- _Goal_
Word for word, give the material below again, minus any images.

- _Data_
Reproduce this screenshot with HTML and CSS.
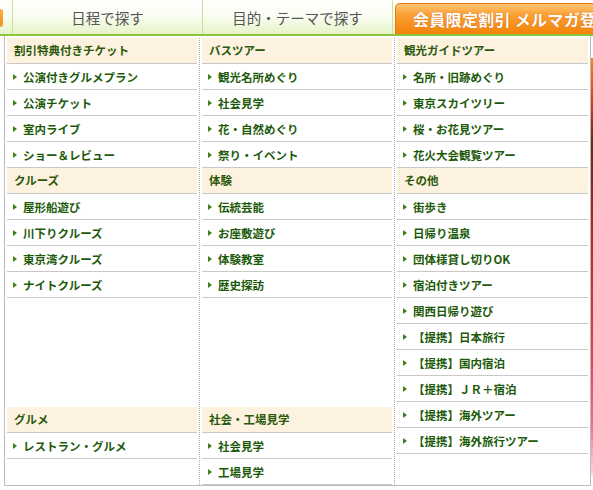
FILE: index.html
```html
<!DOCTYPE html>
<html lang="ja">
<head>
<meta charset="utf-8">
<title>メニュー</title>
<link rel="stylesheet" href="styles.css">
</head>
<body>
<div class="page">
  <nav class="gnav">
    <span class="gnav-prev"></span>
    <a class="gnav-tab">日程で探す</a>
    <a class="gnav-tab gnav-tab--last">目的・テーマで探す</a>
    <a class="gnav-member">会員限定割引 メルマガ登録</a>
  </nav>

  <main class="content">
    <div class="hero"></div>
    <div class="cards">
      <div class="card card--blue"></div>
      <div class="card card--red"></div>
      <div class="card card--orange"></div>
    </div>
  </main>

  <div class="mega">
    <div class="mega-col">
      <section class="sec">
        <h3 class="sec-title">割引特典付きチケット</h3>
        <ul class="sec-list">
          <li class="sec-item">公演付きグルメプラン</li>
          <li class="sec-item">公演チケット</li>
          <li class="sec-item">室内ライブ</li>
          <li class="sec-item">ショー＆レビュー</li>
        </ul>
      </section>
      <section class="sec">
        <h3 class="sec-title">クルーズ</h3>
        <ul class="sec-list">
          <li class="sec-item">屋形船遊び</li>
          <li class="sec-item">川下りクルーズ</li>
          <li class="sec-item">東京湾クルーズ</li>
          <li class="sec-item">ナイトクルーズ</li>
        </ul>
      </section>
      <section class="sec sec--bottom sec--tall">
        <h3 class="sec-title">グルメ</h3>
        <ul class="sec-list">
          <li class="sec-item">レストラン・グルメ</li>
        </ul>
      </section>
    </div>

    <div class="mega-col">
      <section class="sec">
        <h3 class="sec-title">バスツアー</h3>
        <ul class="sec-list">
          <li class="sec-item">観光名所めぐり</li>
          <li class="sec-item">社会見学</li>
          <li class="sec-item">花・自然めぐり</li>
          <li class="sec-item">祭り・イベント</li>
        </ul>
      </section>
      <section class="sec">
        <h3 class="sec-title">体験</h3>
        <ul class="sec-list">
          <li class="sec-item">伝統芸能</li>
          <li class="sec-item">お座敷遊び</li>
          <li class="sec-item">体験教室</li>
          <li class="sec-item">歴史探訪</li>
        </ul>
      </section>
      <section class="sec sec--bottom">
        <h3 class="sec-title">社会・工場見学</h3>
        <ul class="sec-list">
          <li class="sec-item">社会見学</li>
          <li class="sec-item">工場見学</li>
        </ul>
      </section>
    </div>

    <div class="mega-col mega-col--last">
      <section class="sec">
        <h3 class="sec-title">観光ガイドツアー</h3>
        <ul class="sec-list">
          <li class="sec-item">名所・旧跡めぐり</li>
          <li class="sec-item">東京スカイツリー</li>
          <li class="sec-item">桜・お花見ツアー</li>
          <li class="sec-item">花火大会観覧ツアー</li>
        </ul>
      </section>
      <section class="sec">
        <h3 class="sec-title">その他</h3>
        <ul class="sec-list">
          <li class="sec-item">街歩き</li>
          <li class="sec-item">日帰り温泉</li>
          <li class="sec-item">団体様貸し切りOK</li>
          <li class="sec-item">宿泊付きツアー</li>
          <li class="sec-item">関西日帰り遊び</li>
          <li class="sec-item">【提携】日本旅行</li>
          <li class="sec-item">【提携】国内宿泊</li>
          <li class="sec-item">【提携】ＪＲ＋宿泊</li>
          <li class="sec-item">【提携】海外ツアー</li>
          <li class="sec-item">【提携】海外旅行ツアー</li>
        </ul>
      </section>
    </div>
  </div>
</div>
</body>
</html>
```

FILE: styles.css
```css
* { box-sizing: border-box; }

html, body {
  margin: 0;
  padding: 0;
  background: #fff;
}

body {
  font-family: "Noto Sans CJK JP", "Noto Sans", sans-serif;
}

.page {
  position: relative;
  width: 593px;
  height: 490px;
  overflow: hidden;
}

/* ---------- global nav ---------- */
.gnav {
  display: flex;
  align-items: flex-end;
  height: 36px;
  width: 800px;
  background: linear-gradient(#ffffff 0%, #fbfdf4 45%, #e6f4c8 100%);
  border-bottom: 2px solid #8dc43c;
}

.gnav-prev {
  align-self: flex-start;
  width: 3px;
  height: 18px;
  margin-top: 9px;
  margin-right: 9px;
  background: linear-gradient(#ffb14d, #f58a12);
  border: 1px solid #f0a030;
  border-left: none;
  border-radius: 0 4px 4px 0;
}

.gnav-tab {
  display: flex;
  align-items: center;
  justify-content: center;
  align-self: stretch;
  width: 190px;
  border-left: 1px solid #c9e29a;
  font-size: 14.5px;
  color: #555;
  padding-top: 1px;
}

.gnav-tab--last {
  width: 191px;
  border-right: 1px solid #c9e29a;
}

.gnav-member {
  display: flex;
  align-items: center;
  height: 31px;
  margin-left: 2px;
  padding-left: 17px;
  width: 260px;
  border: 1px solid #e07810;
  border-bottom: none;
  border-radius: 5px 5px 0 0;
  background: linear-gradient(#ffc575 0%, #fca035 35%, #f38208 100%);
  color: #fff;
  font-weight: bold;
  font-size: 16px;
  letter-spacing: 0.3px;
  text-shadow: 0 0 1px rgba(150, 60, 0, 0.6);
  white-space: nowrap;
}

/* ---------- page content behind the menu ---------- */
.content {
  padding: 22px 0 0 12px;
  width: 800px;
}

.hero {
  height: 418px;
  background: linear-gradient(#f6861a 0%, #e0401c 10%, #6a2a18 20%, #c02828 45%, #e04050 70%, #f07080 88%, #f7e0e0 100%);
}

.cards {
  display: flex;
  gap: 12px;
  margin-top: 28px;
}

.card {
  width: 204px;
  height: 60px;
  border: 2px solid;
}

.card--blue { border-color: #1aa0e0; background: linear-gradient(90deg, #4aa0d8, #a8d0ec 50%, #3a90d0); }
.card--red { border-color: #d02010; background: #5a2414; }
.card--orange { border-color: #f08a20; background: linear-gradient(90deg, #fff4e4, #c8dcf0); }

/* ---------- mega dropdown ---------- */
.mega {
  position: absolute;
  top: 36px;
  left: 4px;
  width: 587px;
  height: 450px;
  padding-top: 2px;
  background: #fff;
  border: 1px solid #bdbdbd;
  border-top: none;
  display: grid;
  grid-template-columns: repeat(3, 195px);
}

.mega-col {
  display: flex;
  flex-direction: column;
  padding: 0 2px;
  border-right: 1px dotted #a8a8a8;
}

.mega-col--last {
  border-right: none;
}

.sec {
  display: flex;
  flex-direction: column;
}

.sec--bottom {
  margin-top: auto;
}

.sec--tall {
  min-height: 78px;
}

.sec-title {
  margin: 0;
  height: 26px;
  line-height: 25px;
  padding-left: 7px;
  background: #fdf2e0;
  border-bottom: 1px solid #c8c8c8;
  font-size: 11.5px;
  font-weight: bold;
  color: #2b580a;
}

.sec-list {
  list-style: none;
  margin: 0;
  padding: 0;
}

.sec-item {
  display: flex;
  align-items: center;
  height: 26px;
  padding-left: 6px;
  border-bottom: 1px solid #c8c8c8;
  font-size: 11.5px;
  font-weight: bold;
  color: #1c5a0a;
  white-space: nowrap;
}

.sec-item::before {
  content: "";
  width: 0;
  height: 0;
  margin-right: 6px;
  border-left: 4px solid #3f7f18;
  border-top: 3px solid transparent;
  border-bottom: 3px solid transparent;
}
```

- _Finished answer_
Reproduce this screenshot with HTML and CSS.
FILE: index.html
```html
<!DOCTYPE html>
<html lang="ja">
<head>
<meta charset="utf-8">
<title>メニュー</title>
<link rel="stylesheet" href="styles.css">
</head>
<body>
<div class="page">
  <nav class="gnav">
    <span class="gnav-prev"></span>
    <a class="gnav-tab">日程で探す</a>
    <a class="gnav-tab gnav-tab--last">目的・テーマで探す</a>
    <a class="gnav-member">会員限定割引 メルマガ登録</a>
  </nav>

  <main class="content">
    <div class="hero"></div>
    <div class="cards">
      <div class="card card--blue"></div>
      <div class="card card--red"></div>
      <div class="card card--orange"></div>
    </div>
  </main>

  <div class="mega">
    <div class="mega-col">
      <section class="sec">
        <h3 class="sec-title">割引特典付きチケット</h3>
        <ul class="sec-list">
          <li class="sec-item">公演付きグルメプラン</li>
          <li class="sec-item">公演チケット</li>
          <li class="sec-item">室内ライブ</li>
          <li class="sec-item">ショー＆レビュー</li>
        </ul>
      </section>
      <section class="sec">
        <h3 class="sec-title">クルーズ</h3>
        <ul class="sec-list">
          <li class="sec-item">屋形船遊び</li>
          <li class="sec-item">川下りクルーズ</li>
          <li class="sec-item">東京湾クルーズ</li>
          <li class="sec-item">ナイトクルーズ</li>
        </ul>
      </section>
      <section class="sec sec--bottom sec--tall">
        <h3 class="sec-title">グルメ</h3>
        <ul class="sec-list">
          <li class="sec-item">レストラン・グルメ</li>
        </ul>
      </section>
    </div>

    <div class="mega-col">
      <section class="sec">
        <h3 class="sec-title">バスツアー</h3>
        <ul class="sec-list">
          <li class="sec-item">観光名所めぐり</li>
          <li class="sec-item">社会見学</li>
          <li class="sec-item">花・自然めぐり</li>
          <li class="sec-item">祭り・イベント</li>
        </ul>
      </section>
      <section class="sec">
        <h3 class="sec-title">体験</h3>
        <ul class="sec-list">
          <li class="sec-item">伝統芸能</li>
          <li class="sec-item">お座敷遊び</li>
          <li class="sec-item">体験教室</li>
          <li class="sec-item">歴史探訪</li>
        </ul>
      </section>
      <section class="sec sec--bottom">
        <h3 class="sec-title">社会・工場見学</h3>
        <ul class="sec-list">
          <li class="sec-item">社会見学</li>
          <li class="sec-item">工場見学</li>
        </ul>
      </section>
    </div>

    <div class="mega-col mega-col--last">
      <section class="sec">
        <h3 class="sec-title">観光ガイドツアー</h3>
        <ul class="sec-list">
          <li class="sec-item">名所・旧跡めぐり</li>
          <li class="sec-item">東京スカイツリー</li>
          <li class="sec-item">桜・お花見ツアー</li>
          <li class="sec-item">花火大会観覧ツアー</li>
        </ul>
      </section>
      <section class="sec">
        <h3 class="sec-title">その他</h3>
        <ul class="sec-list">
          <li class="sec-item">街歩き</li>
          <li class="sec-item">日帰り温泉</li>
          <li class="sec-item">団体様貸し切りOK</li>
          <li class="sec-item">宿泊付きツアー</li>
          <li class="sec-item">関西日帰り遊び</li>
          <li class="sec-item">【提携】日本旅行</li>
          <li class="sec-item">【提携】国内宿泊</li>
          <li class="sec-item">【提携】ＪＲ＋宿泊</li>
          <li class="sec-item">【提携】海外ツアー</li>
          <li class="sec-item">【提携】海外旅行ツアー</li>
        </ul>
      </section>
    </div>
  </div>
</div>
</body>
</html>
```

FILE: styles.css
```css
* { box-sizing: border-box; }

html, body {
  margin: 0;
  padding: 0;
  background: #fff;
}

body {
  font-family: "Noto Sans CJK JP", "Noto Sans", sans-serif;
}

.page {
  position: relative;
  width: 593px;
  height: 490px;
  overflow: hidden;
}

/* ---------- global nav ---------- */
.gnav {
  display: flex;
  align-items: flex-end;
  height: 36px;
  width: 800px;
  background: linear-gradient(#ffffff 0%, #fbfdf4 45%, #e6f4c8 100%);
  border-bottom: 2px solid #8dc43c;
}

.gnav-prev {
  align-self: flex-start;
  width: 3px;
  height: 18px;
  margin-top: 9px;
  margin-right: 9px;
  background: linear-gradient(#ffb14d, #f58a12);
  border: 1px solid #f0a030;
  border-left: none;
  border-radius: 0 4px 4px 0;
}

.gnav-tab {
  display: flex;
  align-items: center;
  justify-content: center;
  align-self: stretch;
  width: 190px;
  border-left: 1px solid #c9e29a;
  font-size: 14.5px;
  color: #555;
  padding-top: 1px;
}

.gnav-tab--last {
  width: 191px;
  border-right: 1px solid #c9e29a;
}

.gnav-member {
  display: flex;
  align-items: center;
  height: 31px;
  margin-left: 2px;
  padding-left: 17px;
  width: 260px;
  border: 1px solid #e07810;
  border-bottom: none;
  border-radius: 5px 5px 0 0;
  background: linear-gradient(#ffc575 0%, #fca035 35%, #f38208 100%);
  color: #fff;
  font-weight: bold;
  font-size: 16px;
  letter-spacing: 0.3px;
  text-shadow: 0 0 1px rgba(150, 60, 0, 0.6);
  white-space: nowrap;
}

/* ---------- page content behind the menu ---------- */
.content {
  padding: 22px 0 0 12px;
  width: 800px;
}

.hero {
  height: 418px;
  background: linear-gradient(#f6861a 0%, #e0401c 10%, #6a2a18 20%, #c02828 45%, #e04050 70%, #f07080 88%, #f7e0e0 100%);
}

.cards {
  display: flex;
  gap: 12px;
  margin-top: 28px;
}

.card {
  width: 204px;
  height: 60px;
  border: 2px solid;
}

.card--blue { border-color: #1aa0e0; background: linear-gradient(90deg, #4aa0d8, #a8d0ec 50%, #3a90d0); }
.card--red { border-color: #d02010; background: #5a2414; }
.card--orange { border-color: #f08a20; background: linear-gradient(90deg, #fff4e4, #c8dcf0); }

/* ---------- mega dropdown ---------- */
.mega {
  position: absolute;
  top: 36px;
  left: 4px;
  width: 587px;
  height: 450px;
  padding-top: 2px;
  background: #fff;
  border: 1px solid #bdbdbd;
  border-top: none;
  display: grid;
  grid-template-columns: repeat(3, 195px);
}

.mega-col {
  display: flex;
  flex-direction: column;
  padding: 0 2px;
  border-right: 1px dotted #a8a8a8;
}

.mega-col--last {
  border-right: none;
}

.sec {
  display: flex;
  flex-direction: column;
}

.sec--bottom {
  margin-top: auto;
}

.sec--tall {
  min-height: 78px;
}

.sec-title {
  margin: 0;
  height: 26px;
  line-height: 25px;
  padding-left: 7px;
  background: #fdf2e0;
  border-bottom: 1px solid #c8c8c8;
  font-size: 11.5px;
  font-weight: bold;
  color: #2b580a;
}

.sec-list {
  list-style: none;
  margin: 0;
  padding: 0;
}

.sec-item {
  display: flex;
  align-items: center;
  height: 26px;
  padding-left: 6px;
  border-bottom: 1px solid #c8c8c8;
  font-size: 11.5px;
  font-weight: bold;
  color: #1c5a0a;
  white-space: nowrap;
}

.sec-item::before {
  content: "";
  width: 0;
  height: 0;
  margin-right: 6px;
  border-left: 4px solid #3f7f18;
  border-top: 3px solid transparent;
  border-bottom: 3px solid transparent;
}
```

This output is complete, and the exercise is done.